Without the appropriate contract clause he knew Equity could do nothing to help him, but he was very angry and wanted management to know it. So he filed suit with the New York State Commission Against Discrimination on the grounds that his rights had been violated. Management was furious, fearing bad publicity, and they pressured him to drop the suit. As it happened, they had recently fired a young woman from the chorus one week before she was due vacation pay. So Theo agreed to drop the suit provided the woman was rehired with vacation pay and without telling her why they’d changed their minds. Quality Theo!

Coincidently, we both became involved in union activity during the 1960 lockout to establish pension benefits. Theo rose through the ranks to be elected president in 1973, when I was also elected to national office. Outstanding among his numerous accomplishments was his leadership in organizing the National Council on the Arts and the creation of the National Endowment for the Arts; in 1976 President Carter appointed both of us to serve as panelists on the National Endowment.

Theo taught me that Jewish silence in the face of injustice is intolerable and his causes became my causes. He was an active supporter of Rabbis for Human Rights and J Street. Just a few weeks before his death, Theo met with Rabbi Arik Ascherman to discuss plans for him to make additional videos to promote the causes espoused by RHR.

As much as anybody I’ve ever known, Theo’s actions were dictated by the mitzvot inscribed in the Holiness Code in Leviticus:

“You shall not oppress the stranger among you, for you were strangers in the land of Egypt.”

“You shall rebuke your kinsman and bear no sin because of him.”

In “The Prophets” Abraham Joshua Heschel writes: “God is raging in the prophet’s words.” Concerning the Israeli invasion of Lebanon in 1982 and the Arab Phalangists who perpetrated a massacre on the refugees at Sabra and Shatila, Theo wrote: “The massacre should have been stopped by the Israeli forces. Many American Jews, myself included, were outraged by what we perceived as Sharon’s apparent lack of concern for the hapless victims.”

The words of the prophet are never temperate or politic. Heschel writes: “The prophet feels fiercely and his words are outbursts of violent emotion.” Theo wrote: “Even before Sabra and Shatila, I had considered Sharon to be a barbarian pig who single-handedly had raised vulgarity to an art form.” The massacre had resulted in a major diminution of support for UJA and Theo was asked to travel the country doing damage control. Although profoundly upset himself, he urged people to stay involved in order to deliver a strong message to the Begin government about moral and ethical conduct in wartime.
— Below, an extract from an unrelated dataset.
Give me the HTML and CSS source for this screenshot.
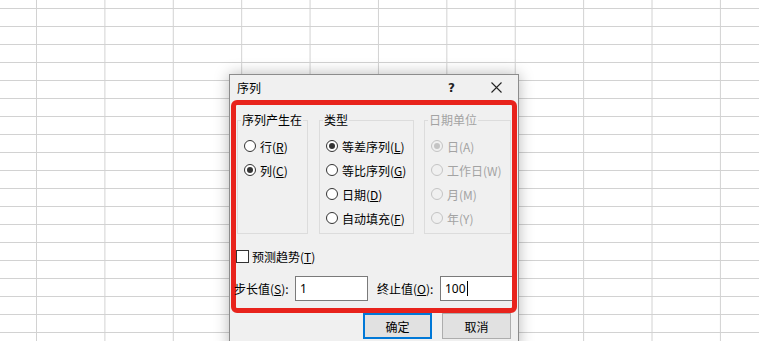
FILE: index.html
```html
<!DOCTYPE html>
<html lang="zh-CN">
<head>
<meta charset="UTF-8">
<title>序列</title>
<link rel="stylesheet" href="styles.css">
</head>
<body>
<div class="sheet"></div>

<div class="dialog">
  <div class="titlebar">
    <span class="title">序列</span>
    <span class="help">?</span>
    <span class="close">
      <svg width="11" height="11" viewBox="0 0 11 11"><path d="M0.5 0.5 L10.5 10.5 M10.5 0.5 L0.5 10.5" stroke="#222" stroke-width="1.1" fill="none"/></svg>
    </span>
  </div>

  <div class="mark">
    <div class="groups">
      <fieldset class="group g1">
        <legend>序列产生在</legend>
        <div class="opt"><span class="radio"></span>行(<u>R</u>)</div>
        <div class="opt"><span class="radio on"></span>列(<u>C</u>)</div>
      </fieldset>
      <fieldset class="group g2">
        <legend>类型</legend>
        <div class="opt"><span class="radio on"></span>等差序列(<u>L</u>)</div>
        <div class="opt"><span class="radio"></span>等比序列(<u>G</u>)</div>
        <div class="opt"><span class="radio"></span>日期(<u>D</u>)</div>
        <div class="opt"><span class="radio"></span>自动填充(<u>F</u>)</div>
      </fieldset>
      <fieldset class="group g3 off">
        <legend>日期单位</legend>
        <div class="opt"><span class="radio on"></span>日(A)</div>
        <div class="opt"><span class="radio"></span>工作日(W)</div>
        <div class="opt"><span class="radio"></span>月(M)</div>
        <div class="opt"><span class="radio"></span>年(Y)</div>
      </fieldset>
    </div>

    <div class="check"><span class="box"></span>预测趋势(<u>T</u>)</div>

    <div class="values">
      <span class="lbl l1">步长值(<u>S</u>):</span>
      <span class="field f1">1</span>
      <span class="lbl l2">终止值(<u>O</u>):</span>
      <span class="field f2">100<i class="caret"></i></span>
    </div>
  </div>

  <div class="buttons">
    <button class="btn ok">确定</button>
    <button class="btn">取消</button>
  </div>
</div>
</body>
</html>
```

FILE: styles.css
```css
* {
    box-sizing: border-box;
    margin: 0;
    padding: 0;
}

body {
    width: 759px;
    height: 341px;
    overflow: hidden;
    background: #fff;
    font-family: "Noto Sans CJK SC", "Microsoft YaHei", sans-serif;
    font-size: 12px;
    color: #000;
}

.sheet {
    width: 100%;
    height: 100%;
    background-color: #fff;
    background-image:
        linear-gradient(to right, #d2d2d2 1px, transparent 1px),
        linear-gradient(to bottom, #d2d2d2 1px, transparent 1px);
    background-size: 68.4px 18px;
    background-position: 36px 8px;
}

/* dialog floats over the sheet */
.dialog {
    position: absolute;
    left: 229px;
    top: 74px;
    width: 290px;
    background: #f0f0f0;
    border: 1px solid #8c8c8c;
    box-shadow: 0 0 14px rgba(0, 0, 0, 0.28);
}

.titlebar {
    height: 25px;
    display: flex;
    align-items: center;
    padding-left: 7px;
}
.title {
    flex: 1;
    line-height: 16px;
}
.help {
    width: 10px;
    font-family: "DejaVu Sans", sans-serif;
    font-size: 12px;
    font-weight: bold;
    color: #222;
    margin-right: 33px;
}
.close {
    display: flex;
    margin-right: 16px;
}

/* red highlight frame */
.mark {
    margin: 0 1px;
    border: 5px solid #e8231c;
    border-radius: 6px;
    padding: 7px 0 7px 0;
}

.groups {
    display: flex;
    padding-left: 1px;
}
.group {
    border: 1px solid #dcdcdc;
    padding: 6px 0 3px 6px;
    min-width: 0;
}
.g1 { width: 71px; margin-right: 11px; }
.g2 { width: 95px; margin-right: 10px; }
.g3 { width: 87px; }

.group legend {
    padding: 0 1px;
    margin-left: -3px;
    line-height: 16px;
    white-space: nowrap;
}
.off, .off legend {
    color: #a3a3a3;
}

.opt {
    height: 24px;
    display: flex;
    align-items: center;
    white-space: nowrap;
}
.opt u {
    text-decoration: underline;
}

.radio {
    width: 12px;
    height: 12px;
    border: 1px solid #333;
    border-radius: 50%;
    background: #fff;
    margin-right: 4px;
    display: flex;
    align-items: center;
    justify-content: center;
    flex: none;
}
.radio.on::after {
    content: "";
    width: 6px;
    height: 6px;
    border-radius: 50%;
    background: #333;
}
.off .radio {
    border-color: #c4c4c4;
    background: #f0f0f0;
}
.off .radio.on::after {
    background: #c4c4c4;
}

.check {
    margin-top: 14px;
    height: 16px;
    display: flex;
    align-items: center;
}
.box {
    width: 13px;
    height: 13px;
    border: 1px solid #333;
    background: #fff;
    margin-right: 3px;
}

.values {
    margin-top: 12px;
    display: flex;
    align-items: center;
    height: 25px;
}
.lbl {
    white-space: nowrap;
}
.l1 { width: 59px; margin-left: -2px; }
.l2 { width: 63px; margin-left: 9px; }
.field {
    height: 25px;
    background: #fff;
    border: 1px solid #7a7a7a;
    display: flex;
    align-items: center;
    padding-left: 4px;
    font-family: "Noto Sans", sans-serif;
    font-size: 12px;
}
.f1 { width: 73px; margin-left: 2px; }
.f2 { width: 72px; border-right: 0; }
.caret {
    width: 1px;
    height: 15px;
    background: #000;
    margin-left: 1px;
}

.buttons {
    display: flex;
    justify-content: flex-end;
    gap: 10px;
    padding: 0 7px 12px 0;
}
.btn {
    width: 69px;
    height: 26px;
    background: #e1e1e1;
    border: 1px solid #adadad;
    font-family: "Noto Sans CJK SC", sans-serif;
    font-size: 12px;
    color: #000;
}
.btn.ok {
    border: 2px solid #0078d7;
}
```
Heschel writes: “The prophet’s rebuke is harsh and relentless.” Appearing on The Dick Cavett Show, Meir Kahane once tried to cozy up to Theo, alleging they both supported the same causes: the Jewish people and Israel. Theo would have none of it, and his retort was immediate: “I have no more stomach for Jewish fascists than I have for the gentile kind. If Kahane pretends he’s on my side because we’re both Jews, then he has no idea what my side is. Being a Jew has no meaning at all to me, unless one is governed by moral precepts. I am surprised that I have to tell this to a rabbi but then, what kind of rabbi advocates mass expulsion of Arabs from a country whose Jewish citizens have themselves been victims of ethnic cleansing?”

Heschel writes: “The prophet must speak to the people, whether they hear or refuse to hear.” Theo often lamented that American Jews are “less critical of Israeli policy than we would be of our own government — even when that policy is wrong!”
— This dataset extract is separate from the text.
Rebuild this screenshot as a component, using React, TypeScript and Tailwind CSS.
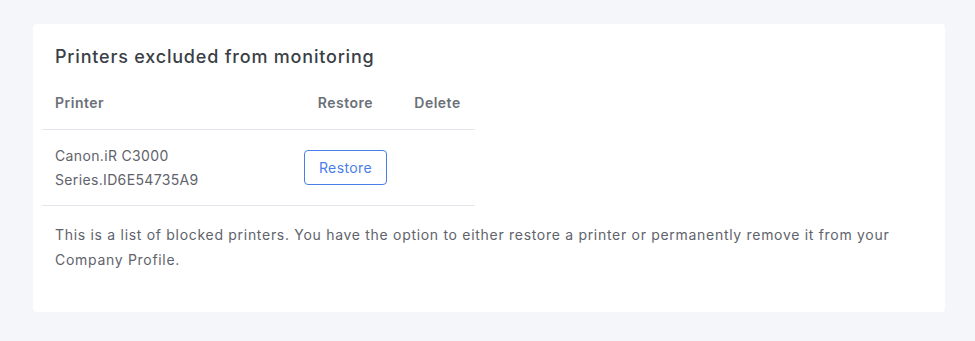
const rows = [{ name: "Canon.iR C3000", serial: "Series.ID6E54735A9" }];

const App = () => {
  return (
    <div className="min-h-[341px] bg-[#f5f6fa] pl-[33px] pr-[30px] pt-[24px] font-['Inter',sans-serif]">
      <div className="h-[288px] rounded-[4px] bg-white px-[9px] pt-[20px]">
        <h2 className="px-[13px] text-[18px] leading-[26px] font-medium tracking-[0.8px] text-[#3a3f47]">
          Printers excluded from monitoring
        </h2>

        <table className="mt-[6px] w-[433px] border-collapse text-[14px] text-[#5f636b]">
          <thead>
            <tr className="h-[53px] border-b border-[#e3e7ec] text-left tracking-[0.5px] text-[#6b7078]">
              <th className="w-[249px] px-[13px] font-semibold">Printer</th>
              <th className="w-[109px] px-[13px] text-center font-semibold">Restore</th>
              <th className="px-[13px] text-center font-semibold">Delete</th>
            </tr>
          </thead>
          <tbody>
            {rows.map((r) => (
              <tr key={r.serial} className="h-[76px] border-b border-[#e3e7ec]">
                <td className="px-[13px] pt-[1px] leading-[24px] tracking-[0.35px]">
                  {r.name}
                  <br />
                  {r.serial}
                </td>
                <td className="px-[13px] text-center">
                  <button className="h-[35px] w-[83px] rounded-[4px] border border-[#4a7ee8] text-[14px] tracking-[0.4px] text-[#4a7ee8]">
                    Restore
                  </button>
                </td>
                <td className="px-[13px]"></td>
              </tr>
            ))}
          </tbody>
        </table>

        <p className="mt-[16px] px-[13px] text-[14px] leading-[25px] tracking-[0.7px] text-[#5f636b]">
          This is a list of blocked printers. You have the option to either restore a printer or permanently remove it from your
          <br />
          Company Profile.
        </p>
      </div>
    </div>
  );
};

export default App;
Heschel writes: “The prophet is an iconoclast. Beliefs cherished as certainties, the prophet exposes as scandalous pretensions.” In 1989, responding to Israeli government plans for the settlement of newly arrived Soviet Jews, Theo protested, “It is unacceptable that Soviet Jews be used as pawns in a political game of creating more Jewish land in the territories.”

Heschel writes: “The essential task of the prophet is to declare the word of God to the here and now; to disclose the future in order to illumine what is involved in the present.” At a meeting of the Emergency World Jewish Leadership Conference in Jerusalem, Theo warned, “Putting Soviet Jews into the territories will permit the government to present the settlements as a fait accompli, thereby removing the ‘land for peace formula’ from the bargaining table. It is also an insidious way of tilting Israeli public opinion away from any notion of compromise, without which no peace process is feasible.” In the last line of his autobiography, Theo wrote how he would like to be remembered: “Der zinger fun zayn folk He was the singer of his people.” To which I respectfully add: Un der novi fun zayn folk — and the prophet of his people!

Barbara Colton’s professional credits include numerous productions of “Fiddler on the Roof” with Zero Mostel and with Theodore Bikel as well as understudy to Katharine Hepburn in the National Company of “A Matter of Gravity.” She served for 24 years on the council of Actors’ Equity Association, including four terms as National First Vice President, and recently concluded her First year of Graduate School at the Jewish Theological Seminary of America.